Travel
From her Roswell, New Mexico base, Jess Johnson has been exploring the American Southwest, including Meteor City Trading Post in bordering Arizona.
Perpetual Motion Machine
Jess Johnson experiences UFO culture, desert fauna and lots of stray cats on an artist residency in Roswell, New Mexico.
By Jess Johnson
“Artist residencies” are possibly an unfamiliar career quirk to anyone not entrenched in art-world terminology. For the last dozen years, I’ve been in motion between them. Yearly, I apply to arts organisations who host artists at their facilities. The ones I am accepted into determine where I will be located for a time. It’s akin to throwing mud at a wall and seeing what sticks. The residencies often provide large, light-filled studios that I couldn’t afford otherwise, small stipends to live on, workshop facilities, and organisational support. I am adept at distilling my life and pens into a suitcase and landing in a strange new place knowing no one. “Home” is a loose term. I maintain a spartan apartment, which I sublet out to strangers while I spend most of my time elsewhere. My mental home remains wherever my parents are, which is admittedly a rather adolescent thing for a 43-year-old woman to say.
This year, I am living in Roswell, New Mexico, in the US Southwest. Roswell is perhaps best known for being the place a crashed UFO was reportedly recovered by army personnel in 1947. The military, after first announcing a flying disc crash, quickly revised their story, saying it was in fact an experimental weather balloon. Cover-up or not, Roswell remains a beacon for ufologists. The fact that I ended up in Roswell comes as no surprise to anyone familiar with the alien demigods and cryptic symbology in my artwork.

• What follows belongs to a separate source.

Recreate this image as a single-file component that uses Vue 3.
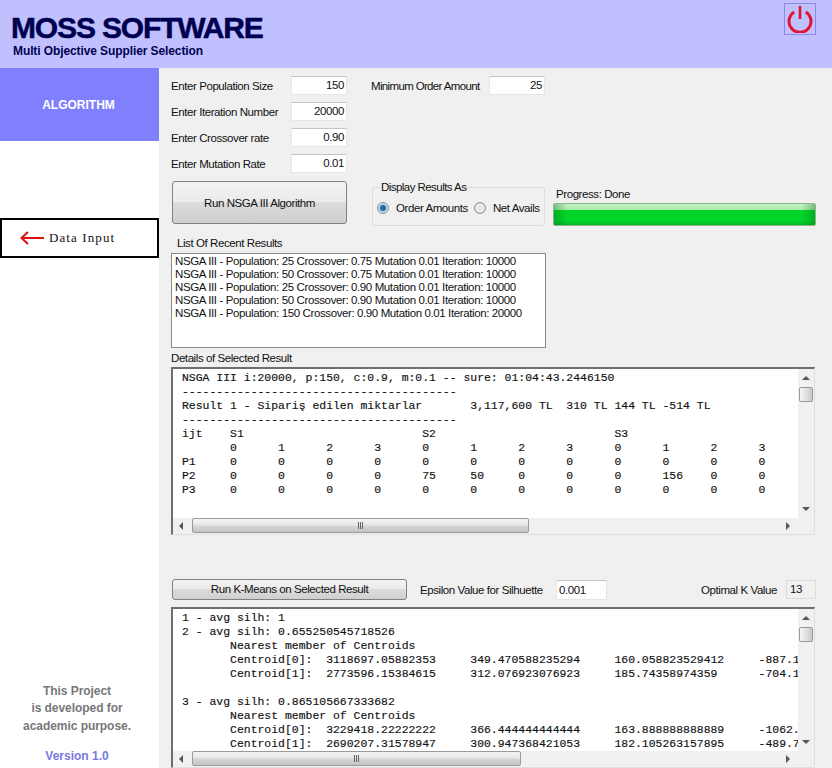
<script setup>
const params = [
  { label: 'Enter Population Size', value: '150' },
  { label: 'Enter Iteration Number', value: '20000' },
  { label: 'Enter Crossover rate', value: '0.90' },
  { label: 'Enter Mutation Rate', value: '0.01' },
]
const recent = [
  'NSGA III - Population: 25 Crossover: 0.75 Mutation 0.01 Iteration: 10000',
  'NSGA III - Population: 50 Crossover: 0.75 Mutation 0.01 Iteration: 10000',
  'NSGA III - Population: 25 Crossover: 0.90 Mutation 0.01 Iteration: 10000',
  'NSGA III - Population: 50 Crossover: 0.90 Mutation 0.01 Iteration: 10000',
  'NSGA III - Population: 150 Crossover: 0.90 Mutation 0.01 Iteration: 20000',
]
const dash = '-'.repeat(40)
const details = [
  'NSGA III i:20000, p:150, c:0.9, m:0.1 -- sure: 01:04:43.2446150',
  dash,
  'Result 1 - Sipariş edilen miktarlar       3,117,600 TL  310 TL 144 TL -514 TL',
  dash,
  'ijt    S1                          S2                          S3',
  '       0      1      2      3      0      1      2      3      0      1      2      3',
  'P1     0      0      0      0      0      0      0      0      0      0      0      0',
  'P2     0      0      0      0      75     50     0      0      0      156    0      0',
  'P3     0      0      0      0      0      0      0      0      0      0      0      0',
]
const kmeans = [
  '1 - avg silh: 1',
  '2 - avg silh: 0.655250545718526',
  '       Nearest member of Centroids',
  '       Centroid[0]:  3118697.05882353     349.470588235294     160.058823529412     -887.176470588235',
  '       Centroid[1]:  2773596.15384615     312.076923076923     185.74358974359      -704.102564102564',
  ' ',
  '3 - avg silh: 0.865105667333682',
  '       Nearest member of Centroids',
  '       Centroid[0]:  3229418.22222222     366.444444444444     163.888888888889     -1062.33333333333',
  '       Centroid[1]:  2690207.31578947     300.947368421053     182.105263157895     -489.736842105263',
]
const panels = [
  { id: 'details', lines: details, size: 'panel-tall', thumb: 'thumb-long' },
  { id: 'kmeans', lines: kmeans, size: 'panel-short', thumb: 'thumb-short' },
]
</script>

<template>
  <div class="app">
    <header class="top">
      <div class="brand">
        <div class="title">MOSS SOFTWARE</div>
        <div class="subtitle">Multi Objective Supplier Selection</div>
      </div>
      <button class="power" aria-label="Power">
        <svg width="28" height="28" viewBox="0 0 28 28">
          <path d="M8.2 7 A11 11 0 1 0 19.8 7" fill="none" stroke="#e0142c" stroke-width="3" />
          <path d="M14 1 V14" fill="none" stroke="#e0142c" stroke-width="2.6" />
        </svg>
      </button>
    </header>
    <div class="body">
      <aside class="side">
        <div class="algo">ALGORITHM</div>
        <div class="data-input">
          <svg width="26" height="14" viewBox="0 0 26 14">
            <path d="M25 7 H3 M9 1 L2.5 7 L9 13" fill="none" stroke="#e01010" stroke-width="2" />
          </svg>
          <span>Data Input</span>
        </div>
        <div class="note">
          <p>This Project</p>
          <p>is developed for</p>
          <p>academic purpose.</p>
        </div>
        <div class="version">Version 1.0</div>
      </aside>
      <main class="main">
        <section class="params">
          <div class="param-col">
            <div v-for="p in params" :key="p.label" class="param">
              <label>{{ p.label }}</label>
              <div class="input">{{ p.value }}</div>
            </div>
          </div>
          <div class="param min-order">
            <label>Minimum Order Amount</label>
            <div class="input">25</div>
          </div>
        </section>
        <section class="run-row">
          <button class="btn run">Run NSGA III Algorithm</button>
          <fieldset class="group">
            <legend>Display Results As</legend>
            <span class="radio on"></span><span class="radio-label first">Order Amounts</span>
            <span class="radio"></span><span class="radio-label">Net Avails</span>
          </fieldset>
          <div class="progress">
            <div class="progress-label">Progress: Done</div>
            <div class="bar"></div>
          </div>
        </section>
        <div class="list-label">List Of Recent Results</div>
        <div class="listbox">
          <div v-for="r in recent" :key="r">{{ r }}</div>
        </div>
        <div class="details-label">Details of Selected Result</div>
        <template v-for="panel in panels" :key="panel.id">
          <div v-if="panel.id === 'kmeans'" class="kmeans-row">
            <button class="btn kbtn">Run K-Means on Selected Result</button>
            <span class="eps-label">Epsilon Value for Silhuette</span>
            <div class="input eps">0.001</div>
            <span class="opt-label">Optimal K Value</span>
            <div class="kval">13</div>
          </div>
          <div class="panel" :class="panel.size">
            <pre class="mono">{{ panel.lines.join('\n') }}</pre>
            <div class="vbar">
              <i class="arr up"></i>
              <b class="vthumb"></b>
              <i class="arr down"></i>
            </div>
            <div class="hbar">
              <i class="arr left"></i>
              <b class="hthumb" :class="panel.thumb"></b>
              <i class="arr right"></i>
            </div>
            <div class="corner"></div>
          </div>
        </template>
      </main>
    </div>
  </div>
</template>

<style>
html, body { margin: 0; background: #f0f0f0; }
</style>

<style scoped>
.app {
  width: 832px;
  height: 768px;
  overflow: hidden;
  display: flex;
  flex-direction: column;
  font-family: "Liberation Sans", Arial, sans-serif;
  font-size: 11.5px;
  letter-spacing: -0.42px;
  color: #111;
  background: #f0f0f0;
  white-space: nowrap;
}
.top {
  height: 68px;
  flex: none;
  background: #c0c0ff;
  display: flex;
  justify-content: space-between;
  align-items: flex-start;
  padding: 3px 16px 0 11px;
  box-sizing: border-box;
}
.title {
  margin-top: 9px;
  font-size: 30px;
  line-height: 32px;
  font-weight: bold;
  color: #000050;
  letter-spacing: -1.15px;
  -webkit-text-stroke: 0.5px #000050;
}
.subtitle {
  margin: 0 0 0 2px;
  font-size: 12px;
  line-height: 14px;
  font-weight: bold;
  color: #000050;
  letter-spacing: -0.1px;
}
.power {
  width: 32px;
  height: 32px;
  padding: 0;
  border: 1px solid #8a8ae6;
  background: #c0c0ff;
  display: flex;
  align-items: center;
  justify-content: center;
}
.body { flex: 1; display: flex; min-height: 0; }
.side {
  width: 159px;
  flex: none;
  background: #fff;
  display: flex;
  flex-direction: column;
}
.algo {
  height: 73px;
  background: #8080ff;
  color: #fff;
  font-size: 12px;
  letter-spacing: 0;
  font-weight: bold;
  display: flex;
  align-items: center;
  justify-content: center;
  padding-right: 2px;
  box-sizing: border-box;
}
.data-input {
  margin-top: 77px;
  height: 40px;
  box-sizing: border-box;
  border: 2px solid #000;
  display: flex;
  align-items: center;
  gap: 4px;
  padding-left: 17px;
  font-family: "Liberation Serif", serif;
  font-size: 13px;
  letter-spacing: 1.1px;
  color: #111;
}
.note {
  margin-top: auto;
  padding-right: 5px;
  text-align: center;
  font-size: 12px;
  letter-spacing: -0.05px;
  font-weight: bold;
  color: #777;
}
.note p { margin: 0; line-height: 17.5px; }
.version {
  margin: 12px 0 3px;
  padding-right: 5px;
  height: 18px;
  line-height: 18px;
  text-align: center;
  font-size: 12px;
  letter-spacing: 0;
  font-weight: bold;
  color: #7a7ae0;
}
.main {
  flex: 1;
  min-width: 0;
  padding: 8px 0 0 12px;
  box-sizing: border-box;
}
.params { display: flex; align-items: flex-start; }
.param-col { display: flex; flex-direction: column; gap: 7px; }
.param { display: flex; align-items: center; height: 19px; }
.param label { width: 120px; }
.min-order { margin-left: 24px; }
.min-order label { width: 118px; letter-spacing: -0.65px; }
.input {
  width: 56px;
  height: 19px;
  box-sizing: border-box;
  background: #fff;
  border: 1px solid #e6e6e6;
  border-top-color: #c4c4c4;
  text-align: right;
  padding-right: 2px;
  line-height: 17px;
}
.run-row { display: flex; margin-top: 8px; height: 45px; }
.btn {
  font: inherit;
  letter-spacing: inherit;
  color: #111;
  padding: 0;
  border: 1px solid #808080;
  border-radius: 3px;
  background: linear-gradient(#f3f3f3 0, #ebebeb 48%, #dcdcdc 50%, #cfcfcf 100%);
}
.run { width: 175px; height: 43px; margin-left: 1px; }
.group {
  margin: 0 0 0 25px;
  width: 173px;
  height: 45px;
  box-sizing: border-box;
  padding: 0 0 0 4px;
  border: 1px solid #dcdcdc;
  border-radius: 2px;
  display: block;
  min-inline-size: 0;
}
.group legend { padding: 0 1px; margin-left: 3px; line-height: 13px; letter-spacing: -0.55px; }
.radio {
  display: inline-block;
  width: 12px;
  height: 12px;
  box-sizing: border-box;
  border: 1px solid #8a8a8a;
  border-radius: 50%;
  background: #e8e8e8;
  vertical-align: -2px;
  margin-top: 8px;
}
.radio.on { background: radial-gradient(circle, #1f6fb0 0 2.5px, #9cc8e4 3.5px, #e8e8e8 5px); }
.radio-label { margin-left: 7px; }
.radio-label.first { margin-right: 6px; }
.progress { margin-left: 8px; width: 263px; }
.progress-label { margin: 7px 0 0 3px; height: 15px; line-height: 13px; }
.bar {
  height: 23px;
  box-sizing: border-box;
  border: 1px solid #8fb58f;
  border-radius: 2px;
  background:
    linear-gradient(90deg, rgba(0,100,20,.35), transparent 5%, transparent 95%, rgba(0,100,20,.35)),
    linear-gradient(#c4f0c4 0, #a9eaa9 27%, #02d42a 30%, #02d42a 80%, #06b726 100%);
}
.list-label { margin: 10px 0 0 6px; height: 17px; line-height: 14px; }
.listbox {
  width: 375px;
  height: 95px;
  box-sizing: border-box;
  background: #fff;
  border: 1px solid #8a8a8a;
  padding: 1px 0 0 3px;
  line-height: 13px;
  letter-spacing: -0.39px;
}
.details-label { margin-top: 3px; height: 16px; line-height: 14px; }
.panel {
  width: 644px;
  box-sizing: border-box;
  border-top: 2px solid #6e6e6e;
  border-left: 2px solid #6e6e6e;
  border-right: 1px solid #dfdfdf;
  border-bottom: 1px solid #dfdfdf;
  display: grid;
  grid-template-columns: 1fr 16px;
  grid-template-rows: 1fr 16px;
  background: #fff;
}
.panel-tall { height: 168px; }
.panel-short { height: 161px; }
.mono {
  margin: 0;
  padding: 2px 0 0 9px;
  overflow: hidden;
  min-width: 0;
  min-height: 0;
  font-family: "Liberation Mono", "Courier New", monospace;
  font-size: 11.45px;
  letter-spacing: 0;
  line-height: 14px;
  color: #111;
  -webkit-text-stroke: 0.15px #111;
}
.vbar, .hbar, .corner { background: #f0f0f0; position: relative; }
.vbar { display: flex; flex-direction: column; align-items: center; padding: 7px 0; box-sizing: border-box; }
.vthumb {
  display: block;
  width: 14px;
  height: 15px;
  margin-top: 7px;
  box-sizing: border-box;
  border: 1px solid #9a9a9a;
  border-radius: 2px;
  background: linear-gradient(90deg, #f6f6f6, #dcdcdc 60%, #c8c8c8);
}
.hbar { display: flex; align-items: center; padding: 0 8px 0 6px; box-sizing: border-box; }
.hthumb {
  display: block;
  height: 15px;
  margin: 0 0 1px 9px;
  box-sizing: border-box;
  border: 1px solid #9a9a9a;
  border-radius: 2px;
  background:
    linear-gradient(90deg, #666 1px, transparent 1px, transparent 2px, #666 2px, #666 3px, transparent 3px, transparent 4px, #666 4px, #666 5px, transparent 5px) center / 5px 7px no-repeat,
    linear-gradient(#f4f4f4, #e6e6e6 48%, #d6d6d6 52%, #c4c4c4);
}
.thumb-long { width: 337px; }
.thumb-short { width: 329px; }
.arr { display: block; width: 0; height: 0; border: 3px solid transparent; }
.up { border-top: 0; border-bottom: 4px solid #555; border-left-width: 4px; border-right-width: 4px; }
.down { margin-top: auto; border-bottom: 0; border-top: 4px solid #555; border-left-width: 4px; border-right-width: 4px; }
.left { border-left: 0; border-right: 4px solid #555; border-top-width: 4px; border-bottom-width: 4px; }
.right { margin-left: auto; border-right: 0; border-left: 4px solid #555; border-top-width: 4px; border-bottom-width: 4px; }
.kmeans-row { display: flex; align-items: center; height: 21px; margin-top: 44px; margin-bottom: 7px; }
.kbtn { width: 235px; height: 21px; margin-left: 1px; line-height: 17px; }
.eps-label { margin-left: 13px; width: 136px; }
.eps { width: 51px; height: 20px; text-align: left; padding: 0 0 0 2px; line-height: 18px; }
.opt-label { margin-left: 94px; width: 85px; }
.kval {
  width: 30px;
  height: 19px;
  box-sizing: border-box;
  border: 1px solid #dcdcdc;
  padding-left: 3px;
  line-height: 17px;
}
</style>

Roswell itself is a dusty desert town of around 48,000, surviving on a trickle of alien-related tourism and the income of remote oil workers. Situated in the high plains of the Chihuahuan Desert, the town is three hours from anywhere. The nearest cities are El Paso on the Mexican border, and Albuquerque, of Breaking Bad fame.
I arrived in May to begin my 365 days at the residency compound. Established in 1967 by a local oil man and artist, the Roswell Artist-in-Residence programme is called “the Gift of Time”. Uniquely, it offers artists a full year to concentrate solely on their art. Artists are encouraged to bring family, pets, all their worldly possessions, and stay forever if the vibe takes them. Some do. The small town is sprinkled with alumni seduced by the desert skies and cheap cost of living, who bought derelict factories for what a carpark would cost in New York, and proceeded to build rambling eccentric playgrounds from their dreams.
The current residents live on a purpose-built compound on the outskirts of town. Six artists are chosen every year, each provided with a three bedroom house and large studio. There are also woodworking, ceramic and metalworking facilities. We’re given a stipend to live on, then left to our own devices. The compound atmosphere is laconic and comfortably dishevelled. Residency director Larry Bob lives on-site with his family and geriatric dog. Surrounded by scrubby desert, the residents’ many pets and children roam free. Communal grill-outs and gatherings happen in the central common area, a large covered space littered with children’s toys, rotting ping-pong tables and a motley assortment of chairs. One of the first things to jar new residents is discovering there is no recycling in Roswell. Hardliners initially attempt to stockpile their recyclables, intending to drive it to the nearest city to sort. This usually lasts a month before the resident gives up and throws their cans into the communal skip. Giving up is called “going full Roswell”.
Local friendships are made and passed on through the residents. There is Spider, a gangly 60-something cowboy with a moustache to rival Sam Elliott’s. He tips his hat, makes his own boots, and always dresses up in his finest to visit, bringing presents of old horseshoes and cow skulls, believing we will make something beautiful from them. There is Laura the egg lady, who runs the local auto-transmission shop, which she inherited from her father, although the locals are slow to accept a woman working on their trucks so she sells eggs on the side. There is Cat, a geologist working for the oil companies who cares for a large colony of abandoned cats living in the Walmart carpark. We help each other with our “cat activities”.